L’Isola di Robinson Crusoe: un feudo svizzero
La storia di Robinson Crusoe di Daniel Defoe ha ispirato molti Svizzeri. Anche un altro bernese, Alfred von Rodt, ha un destino che si interseca con quello dell’avventuriero. Durante un viaggio nel 1877, sbarca sull’isola cilena che ha ispirato la storia di Robinson Crusoe. L’aristocratico bernese diventa allora governatore dell’arcipelago, che affitta a 1500 dollari all’anno. Sposa una donna dell’isola, si crea una famiglia e domina sul suo «piccolo regno» fino alla morte nel 1905. Oggi l’isola porta il nome di Robinson Crusoe e una quarantina di discendenti della famiglia von Rodt ci abita ancora, come osserva il regista svizzero Stéphane Goël. Quest’ultimo è l’autore di Insulaire, un film dedicato alla storia di Alfred von Rodt e dei suoi discendenti.

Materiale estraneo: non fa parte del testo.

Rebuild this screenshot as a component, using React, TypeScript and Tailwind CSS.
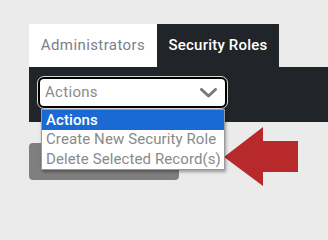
import React from 'react';

const font = { fontFamily: 'Roboto, "Noto Sans", sans-serif' };

function Chevron() {
  return (
    <svg width="17" height="10" viewBox="0 0 17 10" fill="none" aria-hidden="true">
      <path d="M1.5 1.5l7 6.5 7-6.5" stroke="#7a7a7a" strokeWidth="3" strokeLinecap="round" strokeLinejoin="round" />
    </svg>
  );
}

function RedArrow() {
  return (
    <svg
      width="74"
      height="59"
      viewBox="0 0 74 59"
      className="absolute left-[224px] top-[127px]"
      aria-hidden="true"
    >
      <polygon points="0,30 39,0 39,14 74,14 74,45 39,45 39,59" fill="#b8292b" />
    </svg>
  );
}

const options = ['Actions', 'Create New Security Role', 'Delete Selected Record(s)'];

export default function App() {
  return (
    <div
      className="relative h-[208px] min-h-screen w-[328px] overflow-hidden bg-[#ebebeb] pl-[29px] pt-[24px]"
      style={font}
    >
      <div className="flex h-[43px]">
        <div className="flex w-[128px] items-center justify-center whitespace-nowrap bg-white text-[15px] tracking-[0.4px] text-[#7b7f86]">
          Administrators
        </div>
        <div className="flex w-[122px] items-center justify-center whitespace-nowrap bg-[#212428] text-[15px] font-medium tracking-[0.2px] text-white">
          Security Roles
        </div>
      </div>

      <div className="h-[55px] bg-[#212428] pl-[9px] pt-[10px]">
        <div className="relative w-[189px]">
          <div className="flex h-[31px] items-center justify-between rounded-[6px] border-2 border-black bg-white pl-[5px] pr-[8px] outline outline-1 outline-[#d8d8d8]">
            <span className="text-[15px] tracking-[0.3px] text-[#8a8a8a]">Actions</span>
            <Chevron />
          </div>
          <ul className="absolute left-[3px] top-[32px] z-10 w-[184px] border border-[#9a9a9a] bg-white shadow-[1px_2px_3px_rgba(0,0,0,0.35)]">
            {options.map((opt, i) => (
              <li
                key={opt}
                className={`flex h-[19.5px] items-center whitespace-nowrap px-[4px] text-[15px] tracking-[0.1px] ${
                  i === 0 ? 'bg-[#1b6ad4] font-medium text-white' : 'text-[#8a8a8a]'
                }`}
              >
                {opt}
              </li>
            ))}
          </ul>
        </div>
      </div>

      <button
        type="button"
        aria-label="Apply"
        className="mt-[21px] block h-[37px] w-[150px] rounded-[4px] bg-[#7f7f7f]"
      />

      <RedArrow />
    </div>
  );
}
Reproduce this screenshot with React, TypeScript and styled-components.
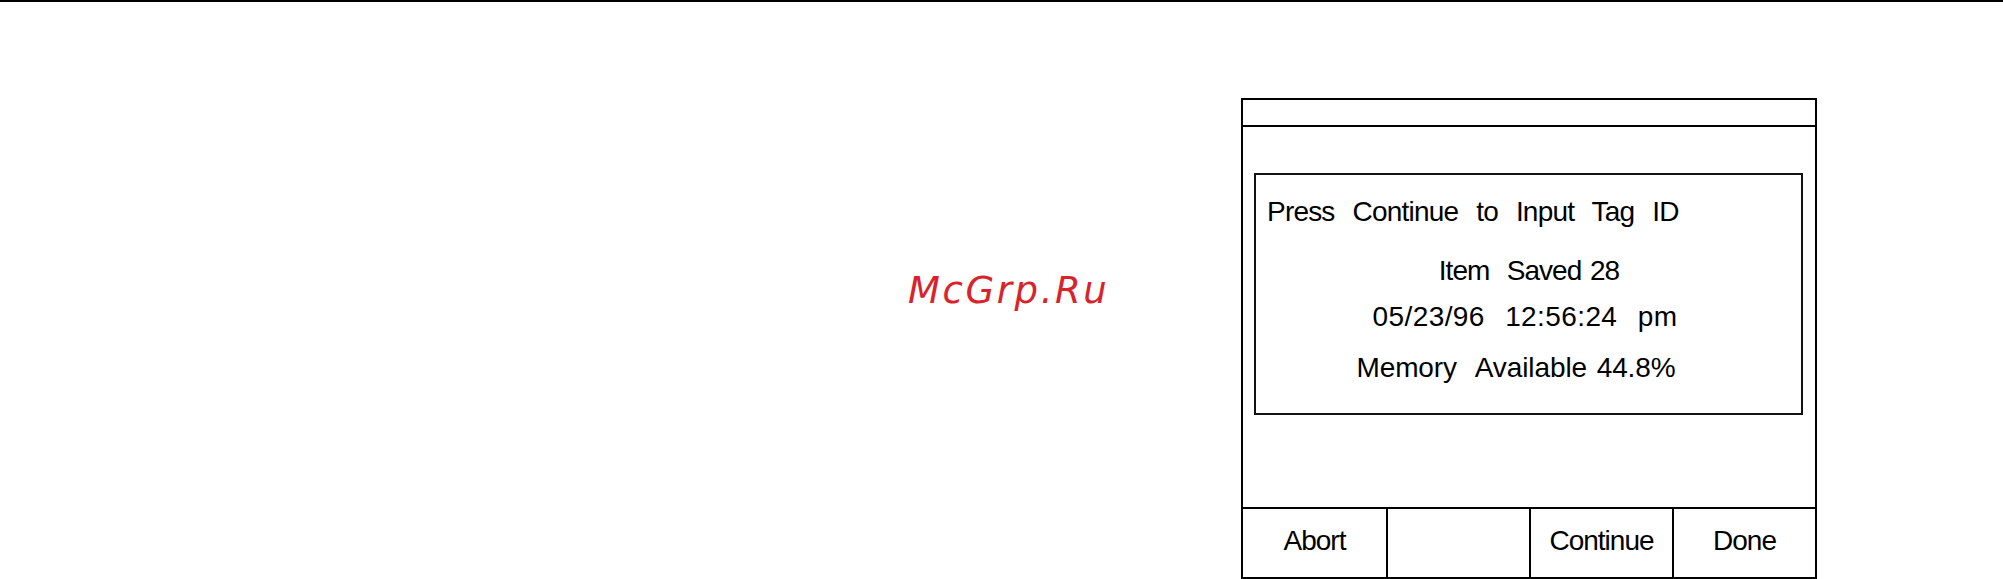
import React from 'react'
import styled, { createGlobalStyle } from 'styled-components'

const GlobalStyle = createGlobalStyle`
  html, body {
    margin: 0;
    padding: 0;
    background: #fff;
  }
  body {
    font-family: "Liberation Sans", Arial, sans-serif;
    color: #000;
  }
`

const Page = styled.div`
  position: relative;
  width: 2003px;
  height: 579px;
  overflow: hidden;
  background: #fff;
`

const TopRule = styled.div`
  height: 0;
  border-top: 2px solid #000;
`

const Stage = styled.div`
  display: flex;
  padding: 96px 0 0 1241px;
`

const Panel = styled.div`
  box-sizing: border-box;
  width: 576px;
  height: 481px;
  border: 2px solid #000;
  display: flex;
  flex-direction: column;
`

const TitleBar = styled.div`
  height: 25px;
  border-bottom: 2px solid #000;
`

const Body = styled.div`
  height: 380px;
  box-sizing: border-box;
  padding: 46px 12px 0 11px;
`

const MessageBox = styled.div`
  box-sizing: border-box;
  height: 242px;
  border: 2px solid #111;
  padding: 16px 10px 0 11px;
  display: flex;
  flex-direction: column;
`

const Line = styled.div<{ $center?: boolean; $gap?: number; $track?: number; $nudge?: number }>`
  font-size: 28px;
  line-height: 41px;
  letter-spacing: ${(p) => (p.$track ?? -1)}px;
  word-spacing: 2px;
  white-space: pre;
  text-align: ${(p) => (p.$center ? 'center' : 'left')};
  margin-bottom: ${(p) => p.$gap || 0}px;
  padding-right: ${(p) => p.$nudge || 0}px;
`

const KeyRow = styled.div`
  display: grid;
  grid-template-columns: repeat(4, 1fr);
  height: 68px;
  border-top: 2px solid #000;
`

const SoftKey = styled.div`
  display: flex;
  align-items: center;
  justify-content: center;
  font-size: 28px;
  letter-spacing: -1px;
  padding-bottom: 4px;
  box-sizing: border-box;
  & + & {
    border-left: 2px solid #000;
  }
`

const Watermark = styled.div`
  position: absolute;
  left: 908px;
  top: 272px;
  font-family: "DejaVu Sans", "Liberation Sans", sans-serif;
  font-style: italic;
  font-size: 37px;
  line-height: 37px;
  letter-spacing: 2.6px;
  color: #d9232b;
`

const keys = ['Abort', '', 'Continue', 'Done']

const App: React.FC = () => {
  return (
    <Page>
      <GlobalStyle />
      <TopRule />
      <Stage>
        <Panel>
          <TitleBar />
          <Body>
            <MessageBox>
              <Line $gap={18} $track={-0.8}>{'Press  Continue  to  Input  Tag  ID'}</Line>
              <Line $center $gap={5}>{'Item  Saved 28'}</Line>
              <Line $center $gap={10} $track={0.4} $nudge={8}>{'05/23/96  12:56:24  pm'}</Line>
              <Line $center $track={-0.1} $nudge={26}>{'Memory  Available 44.8%'}</Line>
            </MessageBox>
          </Body>
          <KeyRow>
            {keys.map((k, i) => (
              <SoftKey key={i}>{k}</SoftKey>
            ))}
          </KeyRow>
        </Panel>
      </Stage>
      <Watermark>McGrp.Ru</Watermark>
    </Page>
  )
}

export default App
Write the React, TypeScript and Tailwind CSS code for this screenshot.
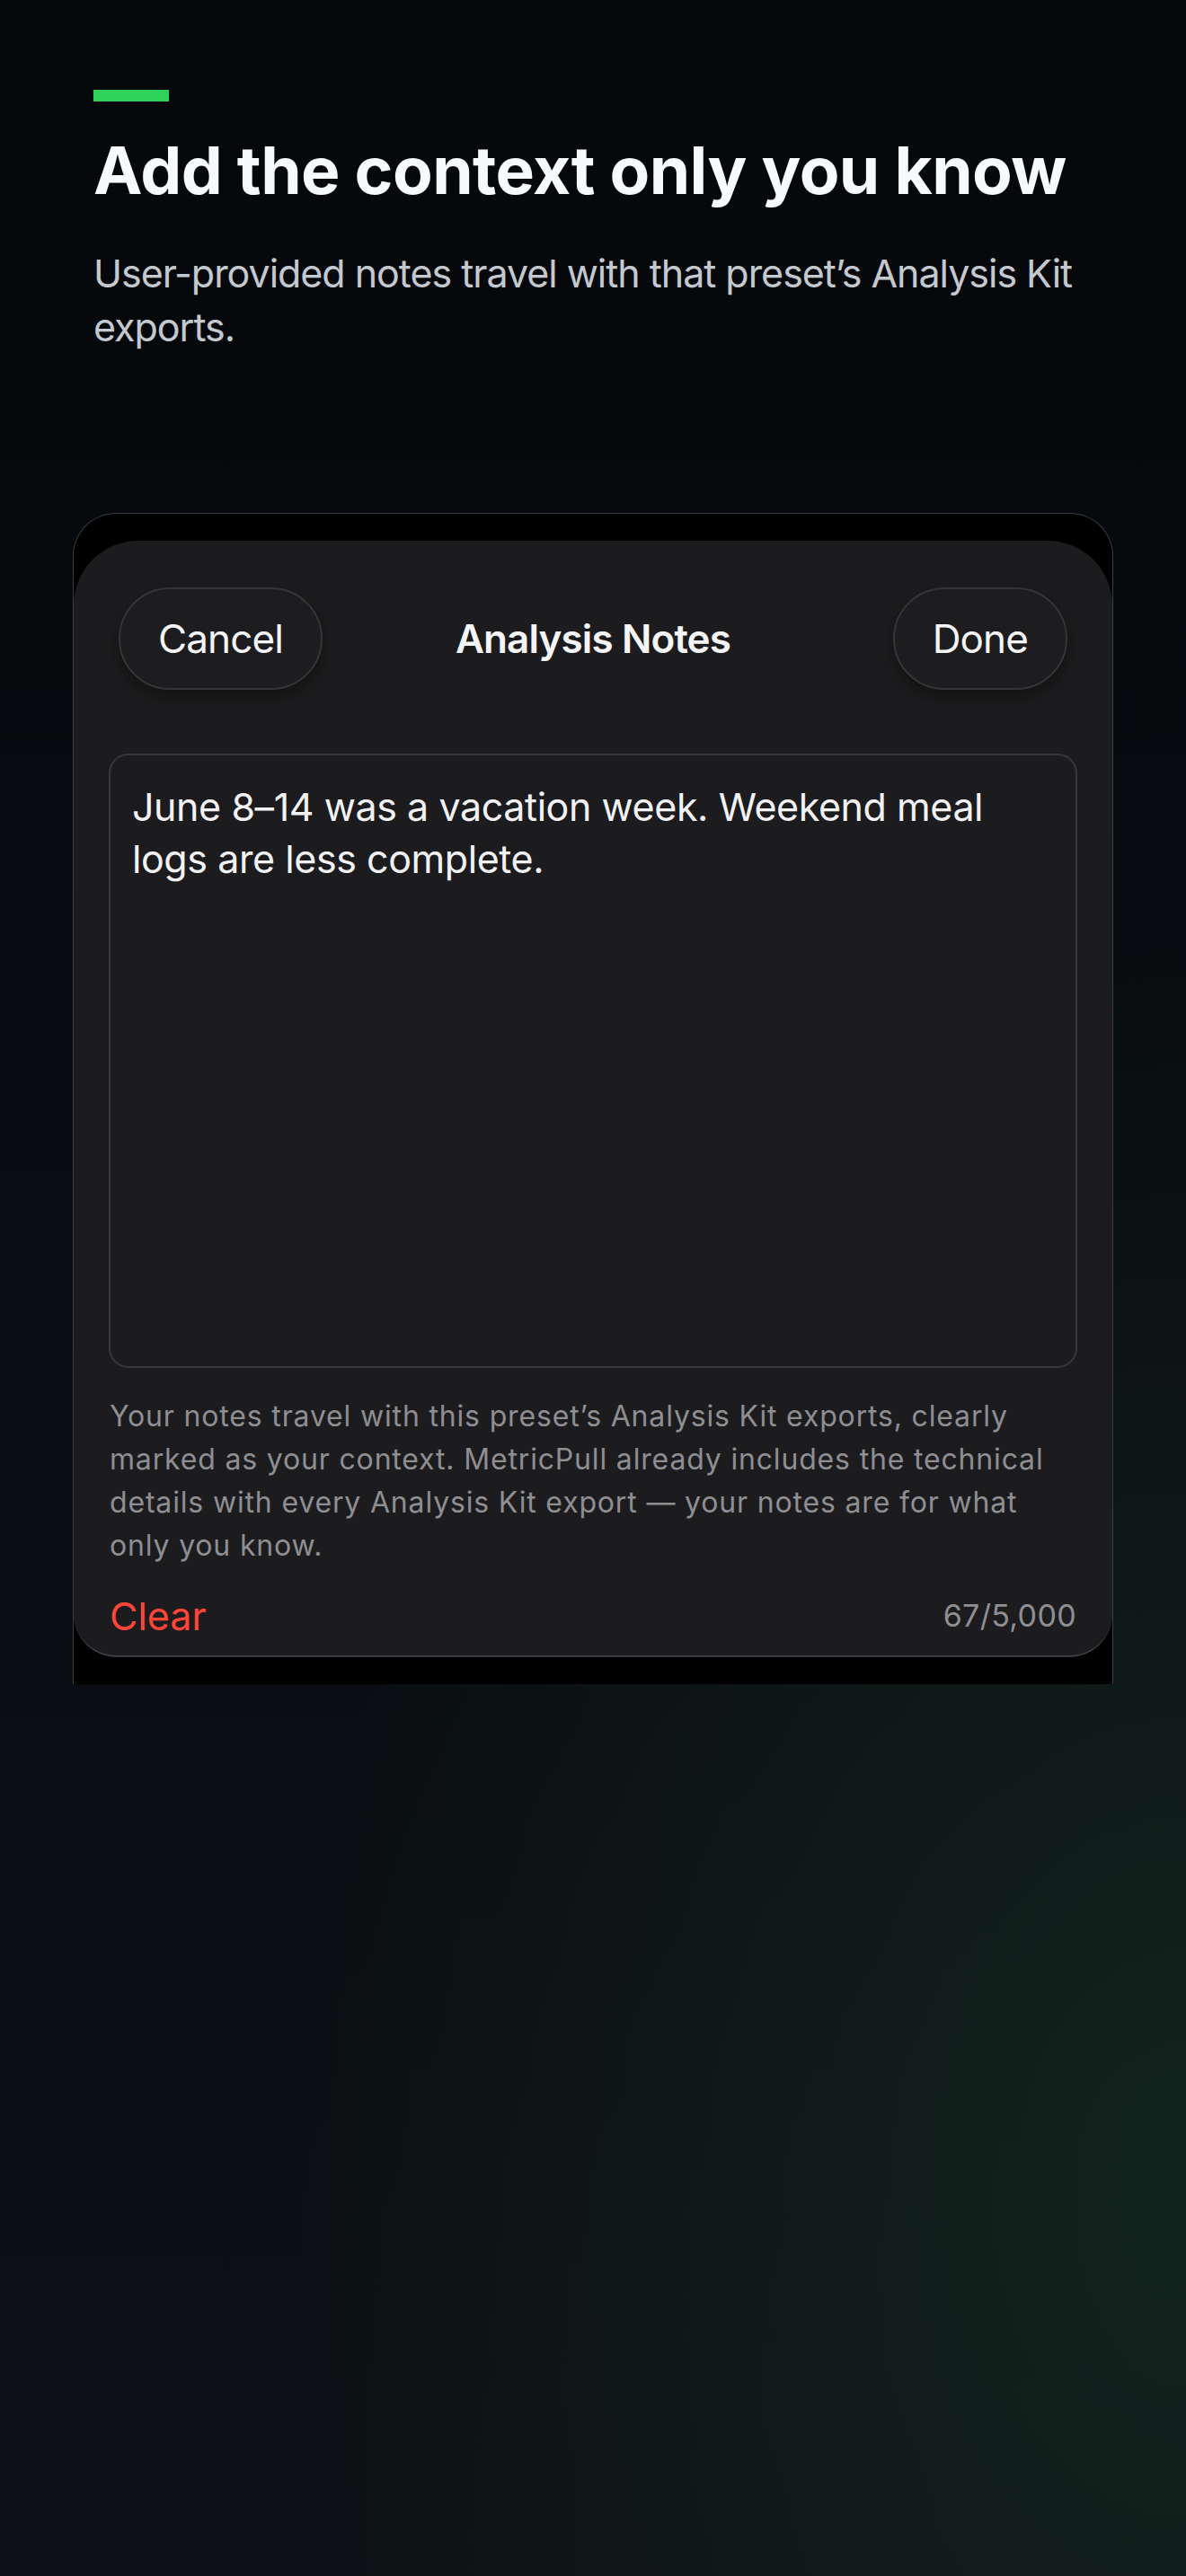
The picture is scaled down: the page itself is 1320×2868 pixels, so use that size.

«La figura di Alfred von Rodt ha riacquistato importanza sull’isola dopo lo tsunami del 2010: l’Isola di Robinson Crusoe è stata distrutta e la Svizzera ha finanziato la ricostruzione della tomba del barone bernese nonché un pannello esplicativo del personaggio. Da allora, lo spirito svizzero è nuovamente rappresentato sull’isola, la bandiera rossa con la croce bianca e le bandiere dei Cantoni sventolano accanto ai colori cileni in occasione dei grandi eventi», conclude Goël.